Comment 2 Laine Stump 2013-10-18 10:14:38 UTC
I can see where the problem is, but need to think awhile about the cleanest way to fix it.

Explanation:

qemuDomainAttachNetDevice() calls networkAllocateActualDevice() to allocate a device from the pool. If that call fails, qemuDomainAttachNetDevice() goes to its cleanup: label, and ends up calling networkReleaseActualDevice(). The problem is that when networkReleaseActualDevice() sees that the netdev's "actual" pointer is NULL, it says "oh, so there is nothing to release!" and jumps down to its success: label, where the connections count for the network is decremented. Most of the time this is what should be done, but there are times when networkAllocateActualDevice() has failed but networkReleaseActualDevice() is still called as part of the error cleanup, and in that case the count *shouldn't* be decremented.

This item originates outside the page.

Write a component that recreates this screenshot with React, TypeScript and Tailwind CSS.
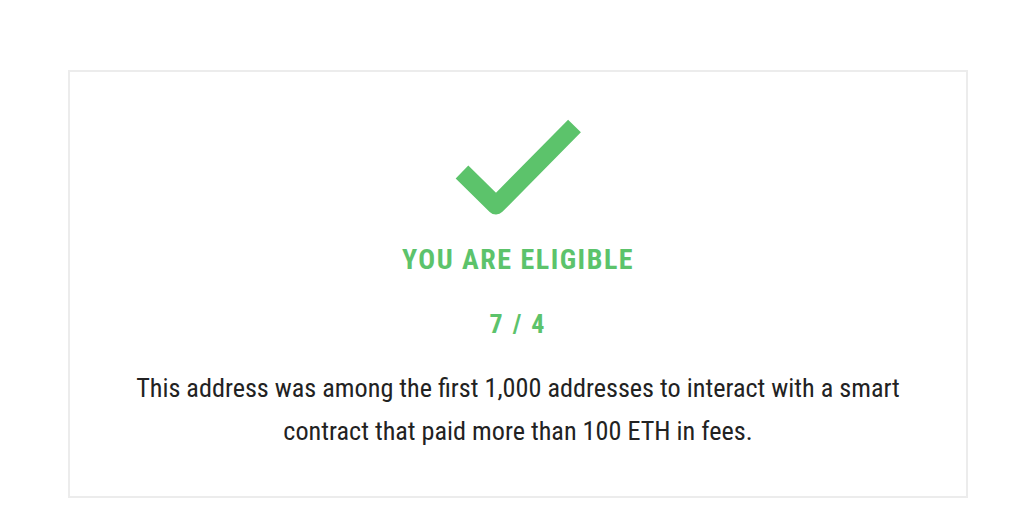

Comment 3 Laine Stump 2013-11-06 11:49:34 UTC
A fix has been pushed upstream:

commit b4e0299d4ff059c8707a760b7ec2063ccd57cc21
Author: Laine Stump <laine>
Date:   Mon Nov 4 17:01:17 2013 +0200

    network: fix connections count in case of allocate failure

Comment 6 hongming 2013-11-13 08:53:26 UTC
Verify it as follows. The result is expected. 

Version
libvirt-1.1.1-12.el7.x86_64

[root@sriov2 ~]# virsh net-start hostnet
Network hostnet started

[root@sriov2 ~]# virsh attach-interface r7 network hostnet
Interface attached successfully

[root@sriov2 ~]# virsh attach-interface r7 network hostnet
Interface attached successfully

[root@sriov2 ~]# virsh attach-interface r7 network hostnet
Interface attached successfully

[root@sriov2 ~]# virsh attach-interface r7 network hostnet
Interface attached successfully

[root@sriov2 ~]# virsh net-dumpxml hostnet
<network connections='4'>
  <name>hostnet</name>
  <uuid>c1fb4ead-21b8-4d69-8ad9-669c55b3dfc7</uuid>
  <forward mode='hostdev' managed='yes'>
    <address type='pci' domain='0x0000' bus='0x0f' slot='0x10' function='0x0'/>
    <address type='pci' domain='0x0000' bus='0x0f' slot='0x10' function='0x2'/>
    <address type='pci' domain='0x0000' bus='0x0f' slot='0x10' function='0x4'/>
    <address type='pci' domain='0x0000' bus='0x0f' slot='0x10' function='0x6'/>
  </forward>
</network>

[root@sriov2 ~]# virsh attach-interface r7 network hostnet
error: Failed to attach interface
error: internal error: network 'hostnet' requires exclusive access to interfaces, but none are available

[root@sriov2 ~]# virsh net-dumpxml hostnet
<network connections='4'>
  <name>hostnet</name>
  <uuid>c1fb4ead-21b8-4d69-8ad9-669c55b3dfc7</uuid>
  <forward mode='hostdev' managed='yes'>
    <address type='pci' domain='0x0000' bus='0x0f' slot='0x10' function='0x0'/>
    <address type='pci' domain='0x0000' bus='0x0f' slot='0x10' function='0x2'/>
    <address type='pci' domain='0x0000' bus='0x0f' slot='0x10' function='0x4'/>
    <address type='pci' domain='0x0000' bus='0x0f' slot='0x10' function='0x6'/>
  </forward>
</network>

[root@sriov2 ~]# virsh detach-interface r7 network --mac 52:54:00:78:02:07
Interface detached successfully

[root@sriov2 ~]# virsh net-dumpxml hostnet
<network connections='3'>
  <name>hostnet</name>
  <uuid>c1fb4ead-21b8-4d69-8ad9-669c55b3dfc7</uuid>
  <forward mode='hostdev' managed='yes'>
    <address type='pci' domain='0x0000' bus='0x0f' slot='0x10' function='0x0'/>
    <address type='pci' domain='0x0000' bus='0x0f' slot='0x10' function='0x2'/>
    <address type='pci' domain='0x0000' bus='0x0f' slot='0x10' function='0x4'/>
    <address type='pci' domain='0x0000' bus='0x0f' slot='0x10' function='0x6'/>
  </forward>
</network>

Comment 7 Ludek Smid 2014-06-13 10:33:41 UTC
This request was resolved in Red Hat Enterprise Linux 7.0.

Contact your manager or support representative in case you have further questions about the request.

Comment 9 Jingjing Shao 2016-01-18 09:18:09 UTC
Hi Laine,
The bug can be reproduced rhel6.7 with libvirt-0.10.2-55.el6.x86_64
Is it need be fixed on rhel6.8 or not?

Comment 10 Laine Stump 2016-01-18 15:47:23 UTC
Yes, and as a matter of fact I had backported the patch locally last week as part of a scratch build, and it's on my list to clone the bug to RHEL6 this week.